From the outside, it looks like you just wire power and control wires. The reality is that getting the efficiency curve right is more impactful than the hardware itself. If you just throw a peanut butter spread of power at it, you get a mediocre system.

Countering the Old School Logic

I know the traditional argument: “If it works on constant speed, why complicate it?” Honestly, for the first few years, I agreed. It felt safer. But here is where I changed my mind. The energy cost difference isn’t small anymore. Check your kWh rate. In many states, it’s $0.15+. A 30W difference over 4,000 hours annually is about $18 per pump. On a campus with 50 pumps, that’s $900 a year—for nothing. You don’t get better performance, you just get wasted heat.

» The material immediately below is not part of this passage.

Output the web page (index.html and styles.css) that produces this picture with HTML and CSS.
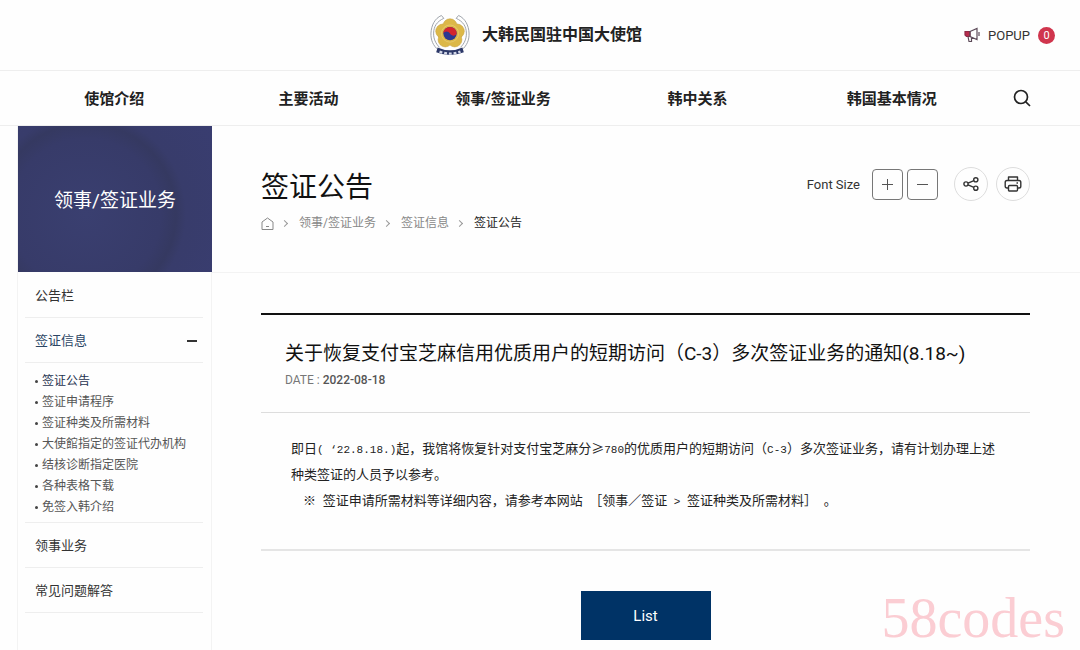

But I’m not saying digital is always better. I still use constant pressure for booster sets where the demand is linear. For a Grundfos SCALA2 well pump, I’d never use the heating curve logic. This gets into application-specific territory. I’d recommend consulting the Grundfos sizing tool or a rep for hot water applications.

Reclaiming the Setup Process

So what did I change? I created a pre-start checklist because of the mistakes. The first step for any Grundfos circulator (Alpha 2, UPM3, Magna3) is not ‘set to max.’ It’s ‘set to the recommended curve for the system type’ from the manual. For a two-pipe radiator system, that’s proportional pressure. For underfloor heating, it’s constant low pressure. For the Alpha 2, that means hitting the button until the Δp-v symbol is lit. That’s it.

Take it from someone who wasted $1,200 on a wiring mistake and another $3,000 on energy waste over two years: read the damn efficiency curve section. Don’t just look at the installation dimensions. The Grundfos brand is expensive because that electronics package is good. Use it. If you don’t, you might as well be using a generic pump from CVS—it’ll work, but it won’t be optimized. Prices as of 2025; verify current kWh rates.